Louisville provided his second tournament triumph of the year (Solomon won the lucratice Alan King Classic at Las Vegas in the spring) and his most satisfying performance of a summer he is sure he will remember best for a non tennis experience: the 60-hour "EST" self awareness training he took in Miami, while most of his colleagues were playing in Wimbledon.
On the court, Solomon has always epitomized the self-made little man. At 5-foot-6 and 138 pounds, the Silver Spring, Md. native doesn't have the serve, reach, or weight of shot to intimidate opponents.
He wins because he has heart, will, persistence, ground strokes . . . and the nerve to go for the winning shot in a tense situation. His extreme Western forehand and two-fisted backhand ("the gravedigger's stroke") are inelegant, but the beauty of his game is that he has perfected the art of the possible.
"My size has always dictated my style of play. I'm never going to overpower guys," Solomon has stressed since he turned pro six years ago. He accepted that fact early and made himself into a master counter-puncher.
Now, Solomon said "est" has helped him to apply the same pragmatic approach to the rest of his life. To deal with the available world.

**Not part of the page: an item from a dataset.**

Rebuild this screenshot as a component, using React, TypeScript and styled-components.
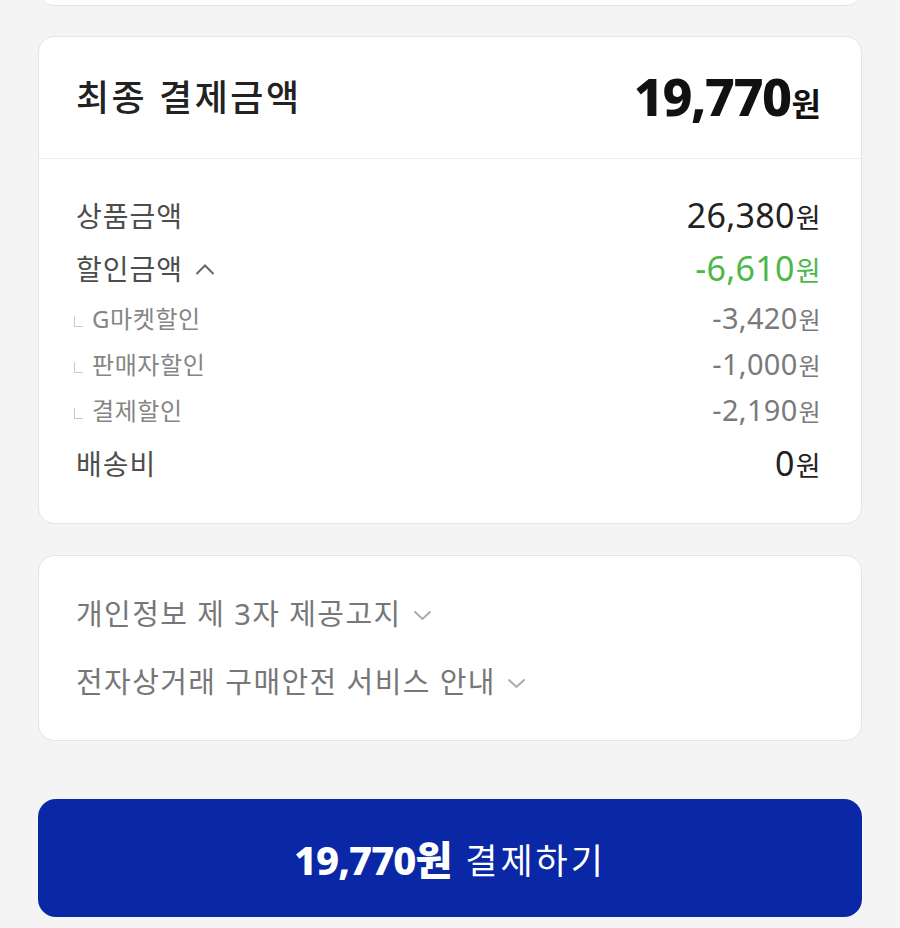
import React from 'react';
import styled, { createGlobalStyle } from 'styled-components';

const GlobalStyle = createGlobalStyle`
  html, body {
    margin: 0;
    padding: 0;
    background: #f4f4f4;
  }
  body {
    font-family: 'Noto Sans', 'Noto Sans CJK KR', sans-serif;
    color: #222;
  }
`;

const Page = styled.main`
  display: flex;
  flex-direction: column;
  padding: 0 38px 10px;
  overflow: hidden;
`;

const Card = styled.section`
  background: #fff;
  border: 1.5px solid #e4e4e4;
  border-radius: 16px;
  box-sizing: border-box;
`;

const PrevCard = styled(Card)`
  height: 41px;
  margin-top: -35px;
`;

const SummaryCard = styled(Card)`
  margin-top: 30px;
`;

const Header = styled.header`
  display: flex;
  align-items: center;
  justify-content: space-between;
  height: 122px;
  padding: 0 40px 4px 37px;
  box-sizing: border-box;
  border-bottom: 1.5px solid #ececec;
`;

const Title = styled.h2`
  margin: 0;
  font-size: 36px;
  font-weight: 500;
  color: #222;
  letter-spacing: 2.5px;
`;

const Total = styled.div`
  display: flex;
  align-items: baseline;
  font-weight: 800;
  color: #111;
`;

const TotalNumber = styled.span`
  font-size: 52px;
  letter-spacing: -1.5px;
`;

const TotalUnit = styled.span`
  font-size: 32px;
  font-weight: 700;
  margin-left: 1px;
`;

const Body = styled.div`
  padding: 29px 40px 34px 37px;
`;

const Row = styled.div<{ $sub?: boolean }>`
  display: flex;
  align-items: center;
  justify-content: space-between;
  height: ${(p) => (p.$sub ? '46px' : '53px')};
`;

const SubList = styled.div`
  padding-bottom: 4px;
`;

const Label = styled.span`
  display: flex;
  align-items: center;
  font-size: 28px;
  color: #4d4d4d;
  letter-spacing: 1px;
`;

const SubLabel = styled.span`
  display: flex;
  align-items: center;
  font-size: 24px;
  color: #858585;
  letter-spacing: 0.6px;
`;

const Corner = styled.span`
  display: inline-block;
  width: 8px;
  height: 10px;
  border-left: 1.5px solid #c9c9c9;
  border-bottom: 1.5px solid #c9c9c9;
  margin: 8px 9px 0 -2px;
`;

const Amount = styled.span<{ $tone?: 'dark' | 'green' | 'grey' }>`
  display: flex;
  align-items: baseline;
  font-size: ${(p) => (p.$tone === 'grey' ? '29px' : '34px')};
  color: ${(p) =>
    p.$tone === 'green' ? '#4cb84a' : p.$tone === 'grey' ? '#7a7a7a' : '#222'};
  letter-spacing: 0.3px;
`;

const Unit = styled.span<{ $small?: boolean }>`
  font-size: ${(p) => (p.$small ? '24px' : '27px')};
  margin-left: 1px;
`;

const Caret = styled.svg`
  margin-left: 12px;
  margin-top: 4px;
`;

const NoticeCard = styled(Card)`
  margin-top: 31px;
  padding: 22px 37px 26px;
`;

const NoticeRow = styled.div`
  display: flex;
  align-items: center;
  height: 68px;
  font-size: 29px;
  color: #777;
  letter-spacing: 1.4px;
`;

const Chevron = styled.svg`
  margin-left: 11px;
  margin-top: 6px;
`;

const PayButton = styled.button`
  margin-top: 58px;
  height: 118px;
  border: none;
  border-radius: 18px;
  background: #0a27a6;
  color: #fff;
  font-family: inherit;
  display: flex;
  align-items: center;
  justify-content: center;
  gap: 14px;
  cursor: pointer;
`;

const PayAmount = styled.span`
  font-size: 40px;
  font-weight: 800;
  letter-spacing: -1px;
`;

const PayText = styled.span`
  font-size: 35px;
  font-weight: 400;
  letter-spacing: 3px;
`;

const UpIcon = () => (
  <Caret width="20" height="11" viewBox="0 0 20 11" fill="none">
    <polyline points="1.5,10 10,1.5 18.5,10" stroke="#666" strokeWidth="2" />
  </Caret>
);

const DownIcon = () => (
  <Chevron width="19" height="11" viewBox="0 0 19 11" fill="none">
    <polyline points="1.5,1.5 9.5,9 17.5,1.5" stroke="#ababab" strokeWidth="2" />
  </Chevron>
);

const discounts = [
  { label: 'G마켓할인', value: '-3,420' },
  { label: '판매자할인', value: '-1,000' },
  { label: '결제할인', value: '-2,190' },
];

export default function App() {
  return (
    <>
      <GlobalStyle />
      <Page>
        <PrevCard />
        <SummaryCard>
          <Header>
            <Title>최종 결제금액</Title>
            <Total>
              <TotalNumber>19,770</TotalNumber>
              <TotalUnit>원</TotalUnit>
            </Total>
          </Header>
          <Body>
            <Row>
              <Label>상품금액</Label>
              <Amount>
                26,380<Unit>원</Unit>
              </Amount>
            </Row>
            <Row>
              <Label>
                할인금액
                <UpIcon />
              </Label>
              <Amount $tone="green">
                -6,610<Unit>원</Unit>
              </Amount>
            </Row>
            <SubList>
              {discounts.map((d) => (
                <Row $sub key={d.label}>
                  <SubLabel>
                    <Corner />
                    {d.label}
                  </SubLabel>
                  <Amount $tone="grey">
                    {d.value}
                    <Unit $small>원</Unit>
                  </Amount>
                </Row>
              ))}
            </SubList>
            <Row>
              <Label>배송비</Label>
              <Amount>
                0<Unit>원</Unit>
              </Amount>
            </Row>
          </Body>
        </SummaryCard>
        <NoticeCard>
          <NoticeRow>
            개인정보 제 3자 제공고지
            <DownIcon />
          </NoticeRow>
          <NoticeRow>
            전자상거래 구매안전 서비스 안내
            <DownIcon />
          </NoticeRow>
        </NoticeCard>
        <PayButton>
          <PayAmount>19,770원</PayAmount>
          <PayText>결제하기</PayText>
        </PayButton>
      </Page>
    </>
  );
}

"Est" is latin for "It is," and the main principle is that what is, is. You can make it the source of happiness or unhappiness," he said. "It makes you realize that you are the cause of everything that happens in your life, and not the victim. If things aggravate you, it is only because you let them. If a chip on your shoulder is weighting you down, it's because you choose to carry it.
"Obviously the world as we know it doesn't work. There are murders, wars, 15 million people starving every year. The world can only work if every 100-watt light bulb puts out 100 watts, and if you put out your 100 watts every day, you've done as much as you can to make it right."